# Problem details
Retype exactly the lines from the first one through the line with "import React from", including both ends; skip any pictures.

# Code that builds pages
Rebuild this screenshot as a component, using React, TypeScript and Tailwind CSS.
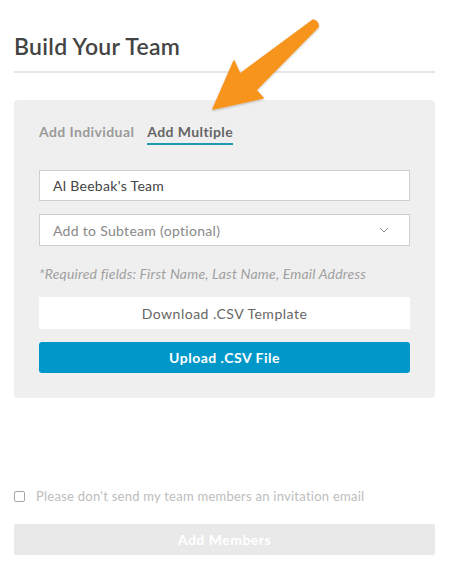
import React from "react";

function Arrow() {
  return (
    <svg
      className="pointer-events-none absolute left-0 top-0"
      width="449"
      height="140"
      viewBox="0 0 449 140"
    >
      <defs>
        <filter id="sh" x="-20%" y="-20%" width="140%" height="140%">
          <feDropShadow dx="0" dy="1" stdDeviation="1.2" floodColor="#000" floodOpacity="0.25" />
        </filter>
      </defs>
      <path
        d="M213 109 L234 61 L240 74 L313 20 Q319 22 318 27 L256 90 L263 98 Z"
        fill="#f7941d"
        stroke="#f7941d"
        strokeWidth="1.5"
        strokeLinejoin="round"
        filter="url(#sh)"
      />
    </svg>
  );
}

export default function App() {
  return (
    <div
      className="relative w-[449px] h-[563px] bg-white px-[14px] pt-[32px]"
      style={{ fontFamily: "Lato, 'Open Sans', sans-serif" }}
    >
      <h1 className="text-[23px] leading-[28px] font-semibold tracking-[0.3px] text-[#444]">Build Your Team</h1>
      <div className="mt-[11px] h-[2px] bg-[#e6e6e6]" />

      <div className="mt-[27px] rounded-[4px] bg-[#efefef] px-[25px] pt-[22px] pb-[25px]">
        <div className="flex items-end gap-[13px] text-[14px] leading-[20px] font-bold tracking-[0.4px]">
          <span className="pb-[3px] text-[#9a9a9a]">Add Individual</span>
          <span className="border-b-2 border-[#1d9bb2] pb-[1px] text-[#666]">Add Multiple</span>
        </div>

        <div className="mt-[25px] flex h-[31px] items-center border border-[#cfcfcf] bg-white px-[13px] text-[14px] tracking-[0.3px] text-[#444]">
          Al Beebak's Team
        </div>
        <div className="mt-[13px] flex h-[32px] items-center justify-between border border-[#cfcfcf] bg-white pl-[13px] pr-[20px] text-[14px] tracking-[0.3px] text-[#888]">
          <span>Add to Subteam (optional)</span>
          <svg width="10" height="6" viewBox="0 0 10 6" fill="none">
            <path d="M1 1 L5 5 L9 1" stroke="#999" strokeWidth="1" />
          </svg>
        </div>

        <p className="mt-[19px] text-[14px] leading-[18px] italic tracking-[0.2px] text-[#a0a0a0]">
          *Required fields: First Name, Last Name, Email Address
        </p>

        <div className="mt-[14px] flex h-[32px] items-center justify-center bg-white text-[14px] tracking-[0.5px] text-[#666]">
          Download .CSV Template
        </div>
        <div className="mt-[13px] flex h-[31px] items-center justify-center rounded-[3px] bg-[#0098c9] text-[14px] font-bold tracking-[0.5px] text-white">
          Upload .CSV File
        </div>
      </div>

      <label className="mt-[89px] flex items-center gap-[11px] text-[13px] leading-[18px] tracking-[0.25px] text-[#bdbdbd]">
        <span className="h-[11px] w-[11px] rounded-[2px] border border-[#a6a6a6] bg-white" />
        Please don't send my team members an invitation email
      </label>

      <div className="mt-[19px] flex h-[31px] items-center justify-center rounded-[2px] bg-[#e9e9e9] text-[14px] font-bold tracking-[0.5px] text-white">
        Add Members
      </div>

      <Arrow />
    </div>
  );
}
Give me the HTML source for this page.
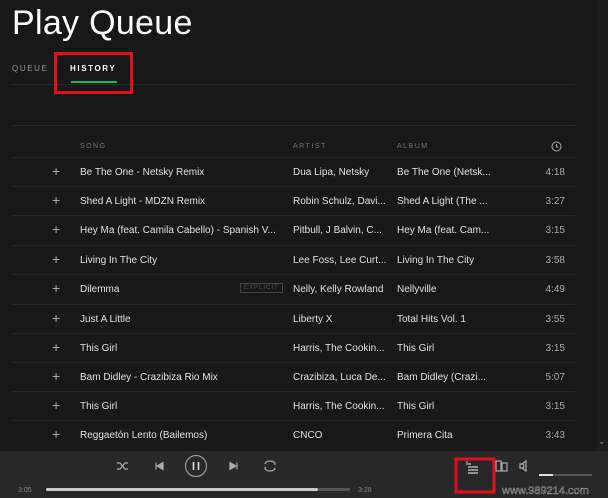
<!DOCTYPE html>
<html><head><meta charset="utf-8"><style>
*{margin:0;padding:0;box-sizing:border-box}
body{width:608px;height:498px;background:#181818;font-family:"Liberation Sans",sans-serif;color:#ddd;position:relative;overflow:hidden}
.a{position:absolute;white-space:nowrap}
h1{position:absolute;left:12px;top:4px;font-size:34px;font-weight:normal;color:#fff;letter-spacing:0.3px}
.tab{font-size:8px;letter-spacing:1.6px;top:64px}
.hdr{font-size:7px;letter-spacing:1.5px;color:#777;top:143px}
.row{position:absolute;left:12px;width:563px;height:29px;border-top:1px solid #262626;font-size:10px;color:#e0e0e0}
.row span{position:absolute;top:9px;white-space:nowrap}
.p{left:40px;font-size:14px;color:#aaa;top:5px!important}
.s{left:68px}.ar{left:281px}.al{left:385px}.t{right:10px;color:#aaa}
.bar{position:absolute;left:0;top:451px;width:608px;height:47px;background:#282828}
</style></head><body>
<h1>Play Queue</h1>
<div class="a tab" style="left:12px;color:#999">QUEUE</div>
<div class="a tab" style="left:70px;color:#fff;font-weight:bold">HISTORY</div>
<div class="a" style="left:71px;top:81px;width:46px;height:2px;background:#1db954"></div>
<div class="a" style="left:12px;top:84px;width:563px;height:1px;background:#2a2a2a"></div>
<div class="a" style="left:54px;top:52px;width:79px;height:42px;border:3px solid #e0101a"></div>
<div class="a" style="left:12px;top:125px;width:563px;height:1px;background:#2a2a2a"></div>
<div class="a hdr" style="left:80px">SONG</div>
<div class="a hdr" style="left:293px">ARTIST</div>
<div class="a hdr" style="left:397px">ALBUM</div>
<svg class="a" style="left:551px;top:141px" width="11" height="11" viewBox="0 0 11 11"><circle cx="5.5" cy="5.5" r="4.5" fill="none" stroke="#aaa"/><path d="M5.5 3v3h2" fill="none" stroke="#aaa"/></svg>
<div class="a" style="left:597px;top:0;width:11px;height:451px;background:#1c1c1c"></div>
<div class="a" style="left:598px;top:436px;font-size:9px;color:#888">⌄</div>
<div class="row" style="top:157px"><span class="p">+</span><span class="s">Be The One - Netsky Remix</span><span class="ar">Dua Lipa, Netsky</span><span class="al">Be The One (Netsk...</span><span class="t">4:18</span></div>
<div class="row" style="top:186px"><span class="p">+</span><span class="s">Shed A Light - MDZN Remix</span><span class="ar">Robin Schulz, Davi...</span><span class="al">Shed A Light (The ...</span><span class="t">3:27</span></div>
<div class="row" style="top:215px"><span class="p">+</span><span class="s">Hey Ma (feat. Camila Cabello) - Spanish V...</span><span class="ar">Pitbull, J Balvin, C...</span><span class="al">Hey Ma (feat. Cam...</span><span class="t">3:15</span></div>
<div class="row" style="top:245px"><span class="p">+</span><span class="s">Living In The City</span><span class="ar">Lee Foss, Lee Curt...</span><span class="al">Living In The City</span><span class="t">3:58</span></div>
<div class="row" style="top:274px"><span class="p">+</span><span class="s">Dilemma</span><span style="left:228px;top:8px;font-size:6px;letter-spacing:1px;color:#555;border:1px solid #444;padding:1px 3px">EXPLICIT</span><span class="ar">Nelly, Kelly Rowland</span><span class="al">Nellyville</span><span class="t">4:49</span></div>
<div class="row" style="top:304px"><span class="p">+</span><span class="s">Just A Little</span><span class="ar">Liberty X</span><span class="al">Total Hits Vol. 1</span><span class="t">3:55</span></div>
<div class="row" style="top:333px"><span class="p">+</span><span class="s">This Girl</span><span class="ar">Harris, The Cookin...</span><span class="al">This Girl</span><span class="t">3:15</span></div>
<div class="row" style="top:362px"><span class="p">+</span><span class="s">Bam Didley - Crazibiza Rio Mix</span><span class="ar">Crazibiza, Luca De...</span><span class="al">Bam Didley (Crazi...</span><span class="t">5:07</span></div>
<div class="row" style="top:391px"><span class="p">+</span><span class="s">This Girl</span><span class="ar">Harris, The Cookin...</span><span class="al">This Girl</span><span class="t">3:15</span></div>
<div class="row" style="top:420px"><span class="p">+</span><span class="s">Reggaetón Lento (Bailemos)</span><span class="ar">CNCO</span><span class="al">Primera Cita</span><span class="t">3:43</span></div>
<div class="bar"></div>
<svg class="a" style="left:0;top:451px" width="608" height="47" viewBox="0 0 608 47">
<g stroke="#aaa" fill="none" stroke-width="1.2">
<path d="M117 12l3 0 5 6 3 0M117 18l3 0 5-6 3 0"/>
<path d="M156 11.5v7"/><path d="M163 11.5l-6 3.5 6 3.5z" fill="#aaa"/>
<circle cx="196" cy="15" r="10.5" stroke="#999"/>
<path d="M193.5 11v8M198.5 11v8" stroke="#ddd" stroke-width="1.6"/>
<path d="M237 11.5v7"/><path d="M230 11.5l6 3.5-6 3.5z" fill="#aaa"/>
<path d="M265 13a5 3 0 0 1 10 0v1M275 17a5 3 0 0 1-10 0v-1"/>
<path d="M522 13a2 2 0 0 1 0 4h-2v-4z M522 13l4-3v10l-4-3"/>
<rect x="496" y="10" width="5" height="10"/><rect x="502" y="12" width="5" height="8"/>
</g>
<path d="M468 13h3M468 16h10M468 19h10M468 22h10" stroke="#ccc" stroke-width="1.2"/>
<path d="M467 10v4" stroke="#ccc"/>
<rect x="456" y="8" width="38" height="33" fill="none" stroke="#e0101a" stroke-width="3"/>
<rect x="539" y="23" width="53" height="2" fill="#555"/><rect x="539" y="23" width="14" height="2" fill="#ddd"/>
<rect x="46" y="37" width="304" height="3" rx="1.5" fill="#555"/><rect x="46" y="37" width="272" height="3" rx="1.5" fill="#ccc"/>
<text x="18" y="41" font-size="7" fill="#888" font-family="Liberation Sans">3:05</text>
<text x="358" y="41" font-size="7" fill="#888" font-family="Liberation Sans">3:28</text>
<text x="502" y="43" font-size="11" fill="#222" stroke="#ddd" stroke-width="0.3" font-family="Liberation Sans">www.989214.com</text>
</svg>
</body></html>
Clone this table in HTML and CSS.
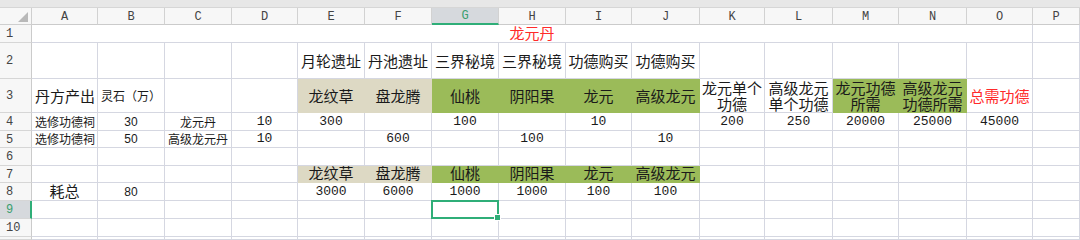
FILE: index.html
```html
<!DOCTYPE html>
<html lang="zh">
<head>
<meta charset="utf-8">
<title>龙元丹</title>
<link rel="stylesheet" href="styles.css">
</head>
<body>
<div class="sheet">
  <div class="topbar"></div>

  <div class="corner"><svg width="10" height="10" viewBox="0 0 10 10"><polygon points="0,10 10,10 10,0" fill="#b9b9b9"/></svg></div>
  <div class="h">A</div><div class="h">B</div><div class="h">C</div><div class="h">D</div>
  <div class="h">E</div><div class="h">F</div><div class="h sel">G</div><div class="h">H</div>
  <div class="h">I</div><div class="h">J</div><div class="h">K</div><div class="h">L</div>
  <div class="h">M</div><div class="h">N</div><div class="h">O</div><div class="h">P</div>

  <!-- row 1 -->
  <div class="r">1</div>
  <div class="c merged big red bot">龙元丹</div>
  <div class="c"></div>

  <!-- row 2 -->
  <div class="r">2</div>
  <div class="c"></div><div class="c"></div><div class="c"></div><div class="c"></div>
  <div class="c big ctr">月轮遗址</div>
  <div class="c big ctr">丹池遗址</div>
  <div class="c big ctr">三界秘境</div>
  <div class="c big ctr">三界秘境</div>
  <div class="c big ctr">功德购买</div>
  <div class="c big ctr">功德购买</div>
  <div class="c"></div><div class="c"></div><div class="c"></div><div class="c"></div><div class="c"></div><div class="c"></div>

  <!-- row 3 -->
  <div class="r">3</div>
  <div class="c big lft">丹方产出</div>
  <div class="c sm lft">灵石（万）</div>
  <div class="c"></div><div class="c"></div>
  <div class="c big ctr tan">龙纹草</div>
  <div class="c big ctr tan">盘龙腾</div>
  <div class="c big ctr grn">仙桃</div>
  <div class="c big ctr grn">阴阳果</div>
  <div class="c big ctr grn">龙元</div>
  <div class="c big ctr grn">高级龙元</div>
  <div class="c big ctr wrap"><span class="ln">龙元单个</span><span class="ln">功德</span></div>
  <div class="c big ctr wrap"><span class="ln">高级龙元</span><span class="ln">单个功德</span></div>
  <div class="c big ctr wrap grn"><span class="ln">龙元功德</span><span class="ln">所需</span></div>
  <div class="c big ctr wrap grn"><span class="ln">高级龙元</span><span class="ln">功德所需</span></div>
  <div class="c big ctr red">总需功德</div>
  <div class="c"></div>

  <!-- row 4 -->
  <div class="r">4</div>
  <div class="c sm lft bot">选修功德祠</div>
  <div class="c ar ctr bot">30</div>
  <div class="c sm ctr bot">龙元丹</div>
  <div class="c num ctr bot">10</div>
  <div class="c num ctr bot">300</div>
  <div class="c"></div>
  <div class="c num ctr bot">100</div>
  <div class="c"></div>
  <div class="c num ctr bot">10</div>
  <div class="c"></div>
  <div class="c num ctr bot">200</div>
  <div class="c num ctr bot">250</div>
  <div class="c num ctr bot">20000</div>
  <div class="c num ctr bot">25000</div>
  <div class="c num ctr bot">45000</div>
  <div class="c"></div>

  <!-- row 5 -->
  <div class="r">5</div>
  <div class="c sm lft bot">选修功德祠</div>
  <div class="c ar ctr bot">50</div>
  <div class="c sm ctr bot">高级龙元丹</div>
  <div class="c num ctr bot">10</div>
  <div class="c"></div>
  <div class="c num ctr bot">600</div>
  <div class="c"></div>
  <div class="c num ctr bot">100</div>
  <div class="c"></div>
  <div class="c num ctr bot">10</div>
  <div class="c"></div><div class="c"></div><div class="c"></div><div class="c"></div><div class="c"></div><div class="c"></div>

  <!-- row 6 -->
  <div class="r">6</div>
  <div class="c"></div><div class="c"></div><div class="c"></div><div class="c"></div>
  <div class="c"></div><div class="c"></div><div class="c"></div><div class="c"></div>
  <div class="c"></div><div class="c"></div><div class="c"></div><div class="c"></div>
  <div class="c"></div><div class="c"></div><div class="c"></div><div class="c"></div>

  <!-- row 7 -->
  <div class="r">7</div>
  <div class="c"></div><div class="c"></div><div class="c"></div><div class="c"></div>
  <div class="c big ctr bot tan">龙纹草</div>
  <div class="c big ctr bot tan">盘龙腾</div>
  <div class="c big ctr bot grn">仙桃</div>
  <div class="c big ctr bot grn">阴阳果</div>
  <div class="c big ctr bot grn">龙元</div>
  <div class="c big ctr bot grn">高级龙元</div>
  <div class="c"></div><div class="c"></div><div class="c"></div><div class="c"></div><div class="c"></div><div class="c"></div>

  <!-- row 8 -->
  <div class="r">8</div>
  <div class="c big ctr bot">耗总</div>
  <div class="c ar ctr bot">80</div>
  <div class="c"></div><div class="c"></div>
  <div class="c num ctr bot">3000</div>
  <div class="c num ctr bot">6000</div>
  <div class="c num ctr bot">1000</div>
  <div class="c num ctr bot">1000</div>
  <div class="c num ctr bot">100</div>
  <div class="c num ctr bot">100</div>
  <div class="c"></div><div class="c"></div><div class="c"></div><div class="c"></div><div class="c"></div><div class="c"></div>

  <!-- row 9 -->
  <div class="r rsel">9</div>
  <div class="c"></div><div class="c"></div><div class="c"></div><div class="c"></div>
  <div class="c"></div><div class="c"></div>
  <div class="c active"></div>
  <div class="c"></div><div class="c"></div><div class="c"></div><div class="c"></div><div class="c"></div>
  <div class="c"></div><div class="c"></div><div class="c"></div><div class="c"></div>

  <!-- row 10 -->
  <div class="r">10</div>
  <div class="c"></div><div class="c"></div><div class="c"></div><div class="c"></div>
  <div class="c"></div><div class="c"></div><div class="c"></div><div class="c"></div>
  <div class="c"></div><div class="c"></div><div class="c"></div><div class="c"></div>
  <div class="c"></div><div class="c"></div><div class="c"></div><div class="c"></div>

  <!-- row 11 (partial) -->
  <div class="r"></div>
  <div class="c"></div><div class="c"></div><div class="c"></div><div class="c"></div>
  <div class="c"></div><div class="c"></div><div class="c"></div><div class="c"></div>
  <div class="c"></div><div class="c"></div><div class="c"></div><div class="c"></div>
  <div class="c"></div><div class="c"></div><div class="c"></div><div class="c"></div>
</div>
</body>
</html>
```

FILE: styles.css
```css
* { box-sizing: border-box; }
html, body { margin: 0; padding: 0; background: #fff; }

.sheet {
  width: 1080px;
  height: 240px;
  overflow: hidden;
  display: grid;
  grid-template-columns: 32px 66px 67px 67px 66px 67px 67px 67px 67px 66px 68px 65px 68px 66px 68px 66px 1fr;
  grid-template-rows: 8px 17px 18px 36px 34px 18px 17px 18px 17px 18px 18px 18px 1fr;
  font-family: "Noto Sans CJK SC", sans-serif;
  color: #1a1a1a;
}

.topbar {
  grid-column: 1 / -1;
  background: #e7e7e7;
  border-bottom: 1px solid #d6d6d6;
}

.corner {
  background: #f7f7f7;
  border-right: 1px solid #cfcfcf;
  border-bottom: 1px solid #cfcfcf;
  display: flex;
  align-items: flex-end;
  justify-content: flex-end;
  padding: 0 3px 2px 0;
}

.h {
  background: #f7f7f7;
  border-right: 1px solid #d2d2d2;
  border-bottom: 1px solid #cbcbcb;
  font-family: "Liberation Mono", monospace;
  font-size: 12px;
  color: #444;
  display: flex;
  align-items: center;
  justify-content: center;
  padding-top: 1px;
}
.h.sel {
  background: #d6d9dd;
  border-bottom: 2px solid #2fae78;
  color: #3a9e6e;
}

.r {
  background: #f7f7f7;
  border-right: 1px solid #cbcbcb;
  border-bottom: 1px solid #d6d6d6;
  font-family: "Liberation Mono", monospace;
  font-size: 12px;
  color: #444;
  display: flex;
  align-items: center;
  padding-left: 6px;
  padding-top: 1px;
}
.r.rsel {
  background: #d6d9dd;
  border-right: 2px solid #2fae78;
  color: #3a9e6e;
}

.c {
  border-right: 1px solid #d5d7e1;
  border-bottom: 1px solid #d5d7e1;
  display: flex;
  align-items: center;
  white-space: nowrap;
  min-width: 0;
  overflow: visible;
}

.merged { grid-column: span 15; justify-content: center; }

.big { font-size: 15px; line-height: 17px; }
.sm { font-size: 12px; line-height: 14px; }
.num { font-family: "Liberation Mono", monospace; font-size: 13px; line-height: 14px; color: #1a1a1a; }
.ar { font-family: "Liberation Sans", sans-serif; font-size: 12px; line-height: 14px; }

.ctr { justify-content: center; text-align: center; }
.lft { justify-content: flex-start; padding-left: 3px; }
.bot { align-items: flex-end; padding-bottom: 1px; }

.wrap { flex-direction: column; align-items: center; justify-content: center; gap: 0; }
.ln { display: block; line-height: 16px; height: 16px; }

.red { color: #ff2a2a; }

.tan { background: #ddd9c4; border-right-color: #ddd9c4; border-bottom-color: #ddd9c4; }
.grn { background: #9bbb59; border-right-color: #9bbb59; border-bottom-color: #9bbb59; }

.active { position: relative; }
.active::before {
  content: "";
  position: absolute;
  left: -1px; top: -1px; right: -1px; bottom: -1px;
  border: 2px solid #2fae78;
}
.active::after {
  content: "";
  position: absolute;
  right: -3px; bottom: -3px;
  width: 5px; height: 5px;
  background: #2fae78;
  border: 1px solid #fff;
}
```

# The response
Rebuild this screenshot as a component, using React, TypeScript and Tailwind CSS.
import React from "react";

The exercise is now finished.